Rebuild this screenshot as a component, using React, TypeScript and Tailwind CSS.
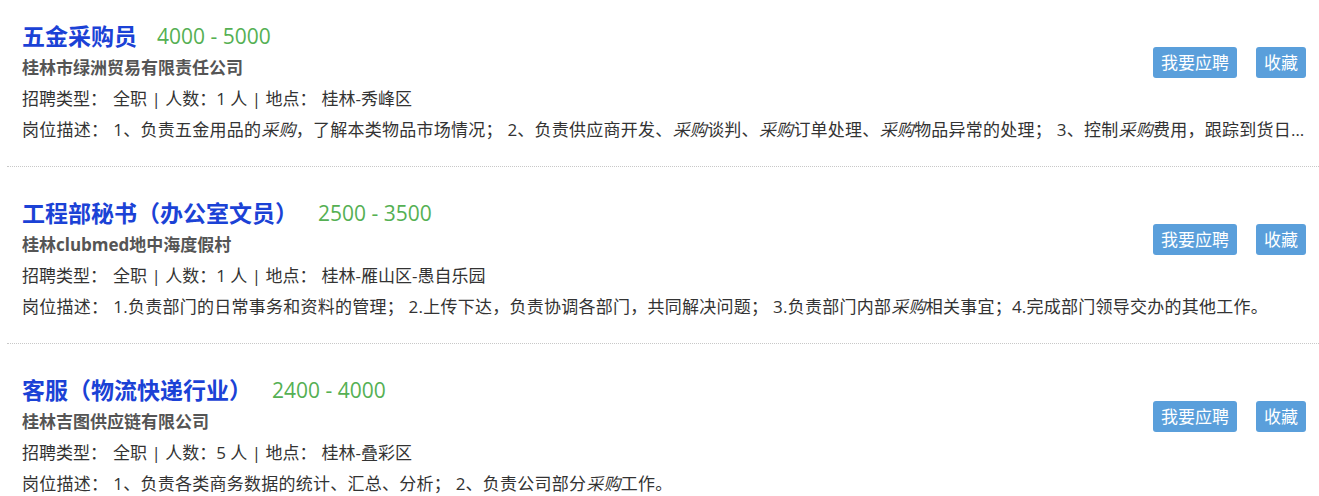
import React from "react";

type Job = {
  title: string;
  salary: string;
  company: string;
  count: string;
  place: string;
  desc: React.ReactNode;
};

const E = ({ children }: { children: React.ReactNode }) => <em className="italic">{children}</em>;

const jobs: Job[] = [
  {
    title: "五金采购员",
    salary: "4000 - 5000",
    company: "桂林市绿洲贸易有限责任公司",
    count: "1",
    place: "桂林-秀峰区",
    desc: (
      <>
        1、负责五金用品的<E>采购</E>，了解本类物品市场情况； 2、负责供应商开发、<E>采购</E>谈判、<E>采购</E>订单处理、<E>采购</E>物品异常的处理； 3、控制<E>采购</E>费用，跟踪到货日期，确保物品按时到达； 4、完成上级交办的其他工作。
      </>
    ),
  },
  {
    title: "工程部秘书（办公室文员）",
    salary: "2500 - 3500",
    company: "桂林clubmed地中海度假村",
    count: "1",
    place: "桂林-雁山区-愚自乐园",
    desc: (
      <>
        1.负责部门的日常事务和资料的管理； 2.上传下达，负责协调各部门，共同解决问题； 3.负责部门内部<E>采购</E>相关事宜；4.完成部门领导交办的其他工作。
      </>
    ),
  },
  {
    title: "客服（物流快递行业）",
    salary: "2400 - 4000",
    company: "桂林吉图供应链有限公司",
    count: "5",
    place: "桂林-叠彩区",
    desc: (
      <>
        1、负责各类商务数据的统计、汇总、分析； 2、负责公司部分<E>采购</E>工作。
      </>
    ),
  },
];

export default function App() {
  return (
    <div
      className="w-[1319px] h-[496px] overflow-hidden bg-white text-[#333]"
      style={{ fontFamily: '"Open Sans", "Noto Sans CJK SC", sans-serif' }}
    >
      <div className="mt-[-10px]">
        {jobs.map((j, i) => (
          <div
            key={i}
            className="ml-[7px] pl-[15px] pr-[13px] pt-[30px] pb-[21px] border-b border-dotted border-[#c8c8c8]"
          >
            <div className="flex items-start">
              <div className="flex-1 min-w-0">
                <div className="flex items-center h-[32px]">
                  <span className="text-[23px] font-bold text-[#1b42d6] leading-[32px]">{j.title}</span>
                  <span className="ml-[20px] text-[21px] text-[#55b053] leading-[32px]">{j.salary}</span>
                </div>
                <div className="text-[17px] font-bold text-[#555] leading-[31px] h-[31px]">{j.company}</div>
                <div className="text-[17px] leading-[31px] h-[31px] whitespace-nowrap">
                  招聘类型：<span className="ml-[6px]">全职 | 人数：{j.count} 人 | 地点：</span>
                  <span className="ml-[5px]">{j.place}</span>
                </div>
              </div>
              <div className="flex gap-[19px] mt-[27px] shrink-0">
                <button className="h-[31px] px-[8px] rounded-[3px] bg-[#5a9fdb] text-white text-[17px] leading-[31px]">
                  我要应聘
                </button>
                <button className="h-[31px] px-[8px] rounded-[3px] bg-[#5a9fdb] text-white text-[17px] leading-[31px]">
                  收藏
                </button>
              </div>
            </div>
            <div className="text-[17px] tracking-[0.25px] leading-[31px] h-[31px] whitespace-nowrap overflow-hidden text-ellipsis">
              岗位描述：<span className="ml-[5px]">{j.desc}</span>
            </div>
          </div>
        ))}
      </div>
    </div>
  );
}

****************************************

Return every line containing "React".

Rebuild this screenshot as a component, using React, TypeScript and Tailwind CSS.
import React from "react";
  desc: React.ReactNode;
const E = ({ children }: { children: React.ReactNode }) => <em className="italic">{children}</em>;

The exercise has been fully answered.